La indiferencia y el desapego mayoritario por la política contrasta con el activismo crispado de los sectores militantes. Muchos hechos que llegan desde la esfera de los partidos y el poder parecen contribuciones a la discepoliana conclusión fatalista de que “todo es igual, nada es mejor”: algunos hacen fraude, unos y otros, indistintamente, lucran o benefician a amigos y allegados con contrataciones públicas opacas o prácticas nepóticas, gambetean los compromisos o directamente incumplen los que asumieron.

Si hubo momentos en que la sociedad pudo considerar a la política como un instrumento de equilibrio y regulación, hoy parecen prevalecer la distancia y la desconfianza. Se abre una grieta entre los políticos y los ciudadanos de a pie cuando estos advierten o consideran que aquellos jerarquizan sus propios intereses muy por encima del interés común.

Eso sí: la sospecha sobre la política no es un fenómeno exclusivo de la Argentina. Se registra casi universalmente allí donde la cosa pública está en manos de sistemas de partidos (y no bajo el control de dictaduras, cualquiera sea su signo o la profesión de sus tiranos). Hace más de una década que las sucesivas ediciones del Global Corruption Barometer que elabora Transparency International sobre la base de más de un centenar de encuestas en otros tantos países, destacan a los “partidos políticos” como sujetos principales de corrupción, seguidos de cerca por variedades próximas, como parlamentarios, funcionarios y policías.

Parece evidente que las sociedades de base democrática, sostenidas en la representación electoral, están muy disconformes con sus representantes: no se fían de ellos ni se encariñan con ellos, en algunos momentos se movilizan contra ellos para castigarlos o derrocarlos, en otros caen seducidas por discursos o liderazgos disruptivos, encarnados en cómicos o en militares o en predicadores de soluciones drásticas, de tono a la vez vindicativo y redentor, y de formulación sencilla.
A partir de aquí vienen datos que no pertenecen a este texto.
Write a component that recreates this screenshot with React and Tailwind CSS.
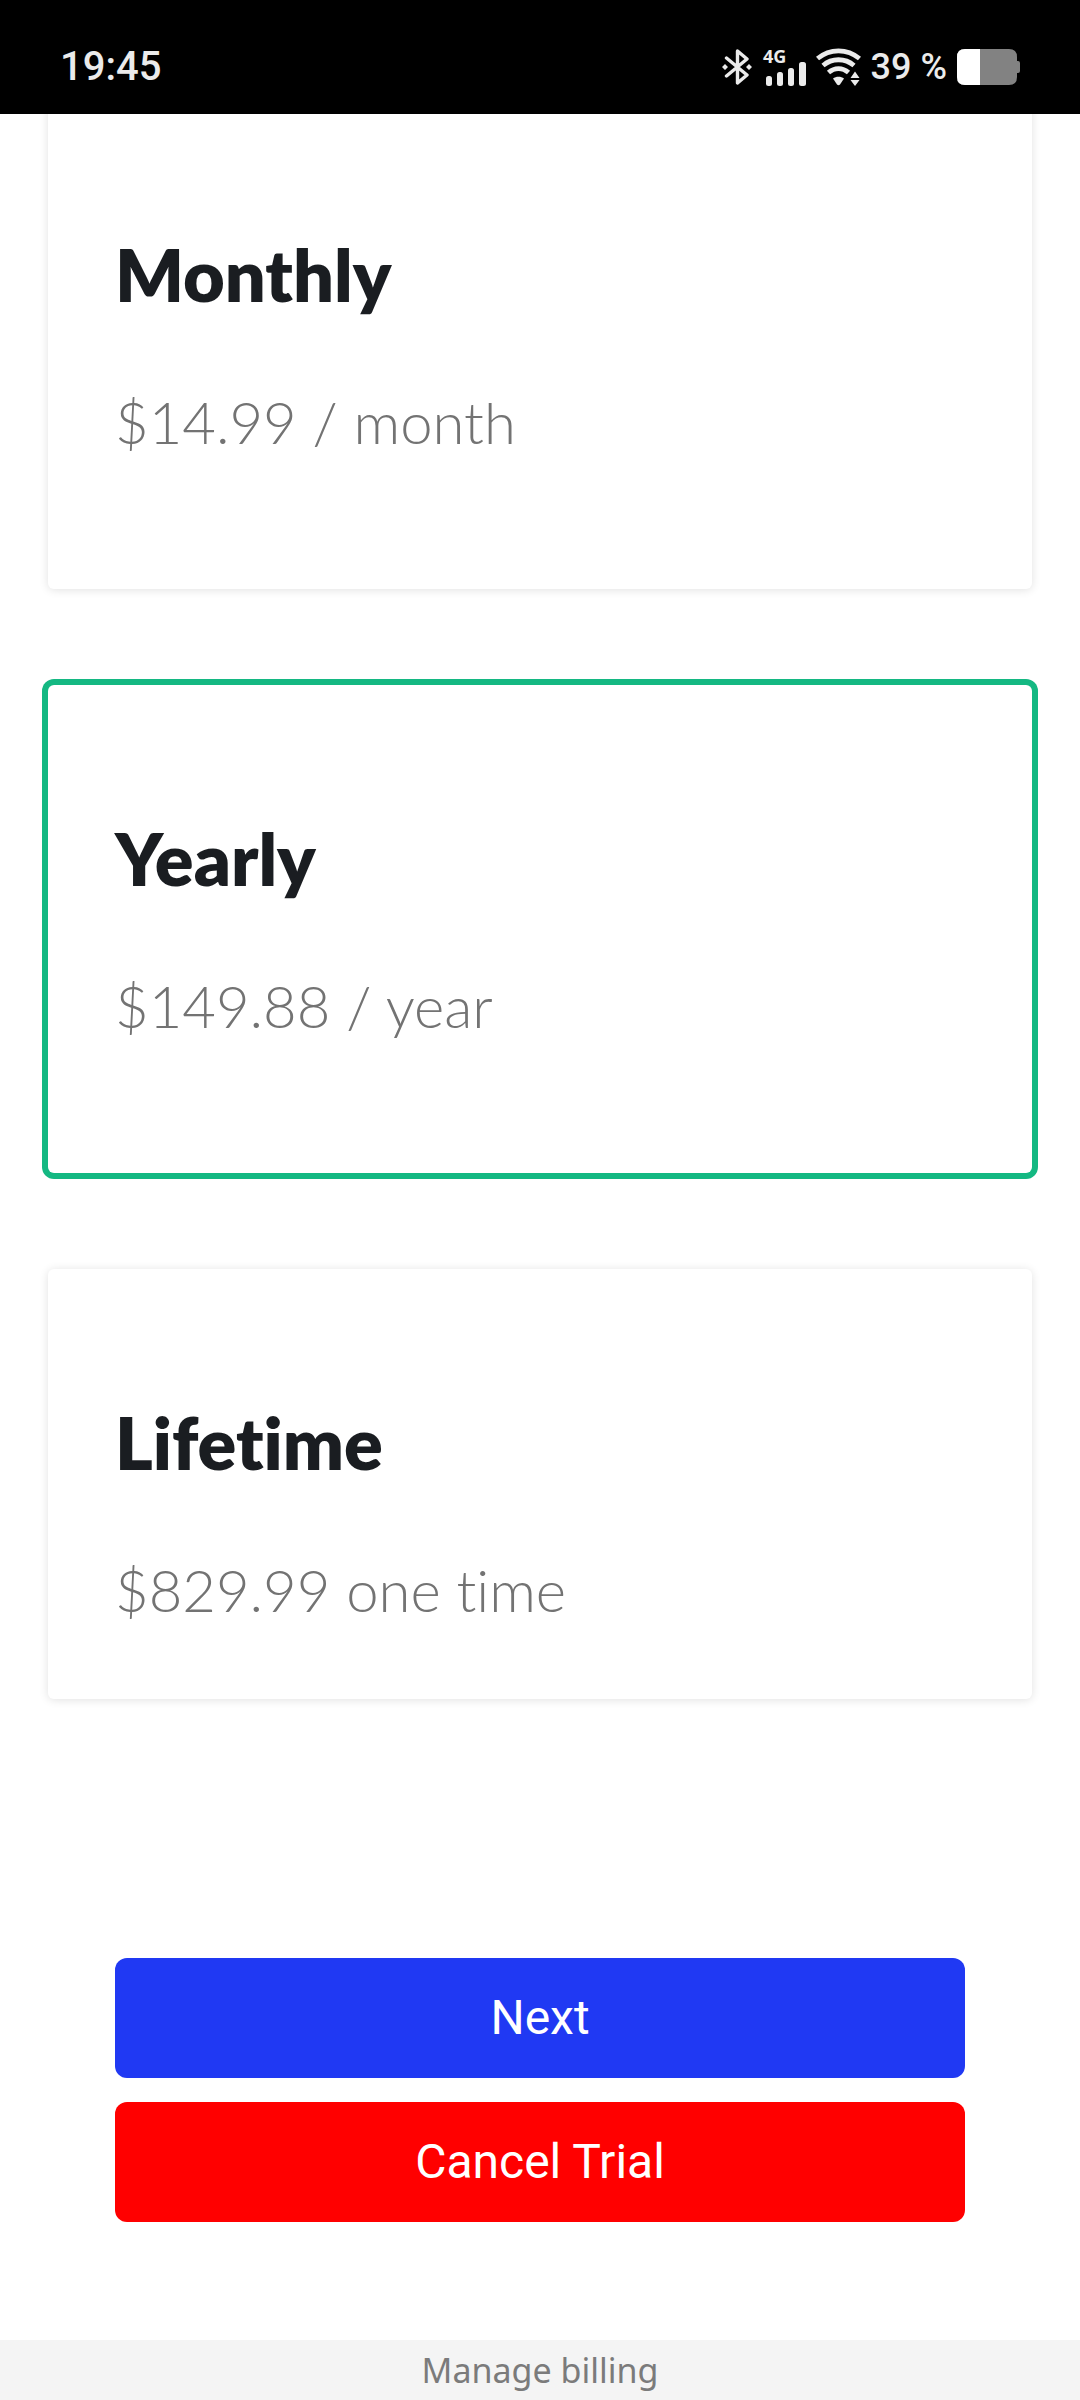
import React, { useState } from "react";

const plans = [
  { id: "monthly", title: "Monthly", price: "$14.99 / month" },
  { id: "yearly", title: "Yearly", price: "$149.88 / year" },
  { id: "lifetime", title: "Lifetime", price: "$829.99 one time" },
];

const BluetoothIcon = () => (
  <svg width="30" height="36" viewBox="0 0 30 36" fill="none" aria-hidden="true">
    <path
      d="M4.500 9 25 26 15.500 34V2L25 10 4.500 27"
      stroke="#ebebeb"
      strokeWidth="3.400"
      strokeLinecap="round"
      strokeLinejoin="round"
    />
    <path d="M3 15 6 18 3 21 0 18ZM27 15 30 18 27 21 24 18Z" fill="#ebebeb" />
  </svg>
);

const SignalIcon = () => (
  <svg width="44" height="52" viewBox="0 -8 44 52" fill="#ebebeb" aria-hidden="true">
    <text x="1" y="14" fontSize="18" fontWeight="700" fontFamily="'Open Sans', sans-serif">
      4G
    </text>
    <rect x="4" y="27" width="6" height="10" rx="2.500" />
    <rect x="15" y="23" width="6" height="14" rx="2.500" />
    <rect x="26" y="19" width="6" height="18" rx="2.500" />
    <rect x="37" y="13" width="7" height="24" rx="2.500" />
  </svg>
);

const WifiIcon = () => (
  <svg width="45" height="38" viewBox="0 0 45 38" fill="none" aria-hidden="true">
    <g stroke="#ebebeb" strokeWidth="4.800">
      <path d="M1.500 10.500C14 .2 31 .2 43.500 10.500" />
      <path d="M7 17.500C16 9.800 29 9.800 38 17.500" />
      <path d="M12.500 24.500C18.500 19.200 26.500 19.200 32.500 24.500" />
    </g>
    <path d="M17 30.500C20 28 25 28 28 30.500L24 36.500Q22.500 38 21 36.500Z" fill="#ebebeb" />
    <path d="M39 23.500 43.500 30H34.500ZM39 38 34.500 32H43.500Z" fill="#ebebeb" />
  </svg>
);

const BatteryIcon = () => (
  <svg width="63" height="36" viewBox="0 0 63 36" aria-hidden="true">
    <path
      d="M8 0H52Q60 0 60 8V12H61Q63 12 63 14V22Q63 24 61 24H60V28Q60 36 52 36H8Q0 36 0 28V8Q0 0 8 0Z"
      fill="#828282"
    />
    <path d="M8 0H23V36H8Q0 36 0 28V8Q0 0 8 0Z" fill="#fff" />
  </svg>
);

const StatusBar = () => (
  <header className="flex justify-between bg-black px-[60px] pt-[41px] pb-[21px] font-[Roboto,sans-serif] font-medium text-[#ebebeb]">
    <span className="text-[40px] leading-[52px]">19:45</span>
    <div className="flex items-center gap-[10px]">
      <BluetoothIcon />
      <SignalIcon />
      <WifiIcon />
      <span className="text-[36px] leading-[52px] whitespace-nowrap">39 %</span>
      <BatteryIcon />
    </div>
  </header>
);

const PlanCard = ({ plan, selected, last, onSelect }) => (
  <label
    className={`block cursor-pointer rounded-md bg-white px-[67px] pt-[123px] font-[Lato,sans-serif] [font-variant-ligatures:none] ${
      last ? "pb-[69px]" : "pb-[127px]"
    } ${
      selected
        ? "shadow-[0_0_0_6px_#14b882]"
        : "shadow-[0_1px_10px_rgba(0,0,0,0.12)]"
    }`}
  >
    <input
      type="radio"
      name="plan"
      value={plan.id}
      checked={selected}
      onChange={() => onSelect(plan.id)}
      className="sr-only"
    />
    <h2 className="text-[72px] leading-[100px] font-extrabold text-[#1a1d21]">
      {plan.title}
    </h2>
    <p className="mt-[58px] text-[58px] leading-[80px] font-light text-[#737373]">
      {plan.price}
    </p>
  </label>
);

export default function App() {
  const [selected, setSelected] = useState("yearly");

  return (
    <div className="flex min-h-screen flex-col bg-white">
      <StatusBar />

      <main className="overflow-hidden px-12 pb-12">
        {/* list is scrolled slightly under the status bar */}
        <div className="-mt-[13px] flex flex-col gap-24">
          {plans.map((plan, i) => (
            <PlanCard
              key={plan.id}
              plan={plan}
              selected={selected === plan.id}
              last={i === plans.length - 1}
              onSelect={setSelected}
            />
          ))}
        </div>

        <div className="mt-[259px] flex flex-col gap-6 px-[67px] font-[Roboto,sans-serif] text-[48px] leading-[60px] text-white">
          <button type="button" className="rounded-xl bg-[#2039f3] py-[30px]">
            Next
          </button>
          <button type="button" className="rounded-xl bg-[#ff0000] py-[30px]">
            Cancel Trial
          </button>
        </div>
      </main>

      <footer className="mt-auto bg-[#f4f4f4] text-center font-['Noto_Sans',sans-serif] text-[34px] leading-[60px] text-[#7b7b7b]">
        <a href="#billing">Manage billing</a>
      </footer>
    </div>
  );
}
Umberto Eco escribió que “todo problema complejo tiene una solución simple… que es errónea”.

Por cierto, los políticos de esta época están mucho más expuestos que los de décadas atrás: medios y redes sociales extendidos universalmente escrutan sus movimientos como los de reclusos de un penal panóptico, rastrean o incitan sus reacciones y sus pecados, iluminan sus contradicciones, enfrentan sus dichos actuales con los de sus prehistorias políticas. Ellos, que (al menos en sus categorías superiores) deberían ocuparse de los procesos que duran años y de los objetivos de mediano y largo plazo, deben responder ante medios cuya lógica no es ya siquiera la de la renovación diaria, sino el “tiempo real” de la web, alimentado con sucesiones de instantáneas que se sustituyen vertiginosamente unas a otras.

Los políticos muy raramente están en condiciones de afrontar otro desafío: el que plantea la globalización, con su necesidad de estar al tanto de fenómenos y procesos geográficamente lejanos pero prometedora o amenazantemente próximos. Ya no alcanza con saberes ligados a la circunscripción, la sección electoral o el distrito.

Los representantes son juzgados también por la mayor o menor eficacia que exhiben cuando esos desafíos se vuelvan presentes. Se ve en el mundo que no están saliendo bien del examen.

Aquí, entre tanto, la frustración quizás se expresa como resignada pasividad que alimenta, en silencio, un doble resentimiento: la queja por los abusos de poder y la queja por las impotencias del poder. Hay una doble expectativa implícita en esa queja: la ilusión de una política que tenga capacidad para imponer, pero que mande con justicia y equilibrio. Sin excesos.

Prevalecen en la sociedad la añoranza de un poder público que garantice seguridad y prevalezca sobre los intereses particulares (visible en el hecho de que hasta las corrientes consideradas “de derecha” reivindican el protagonismo estatal) y el rechazo a un poder público que, a través de la política, se convierta en interés y dominio particular o faccioso, subyugue subsidiando y sofoque a quienes aspiran a moverse con independencia.

Ese nostalgia se convierte en exigencia para los políticos más visibles: los candidatos. Se requiere de ellos que expliquen con claridad cómo van a dar respuesta a esa búsqueda, se espera de ellos que sean capaces de disipar el escepticismo y de despertar (así sea moderadamente) confianza y entusiasmo.

La atonía que estas semanas evidencian las encuestas indica que todavía esa esperanza no tiene nombre propio.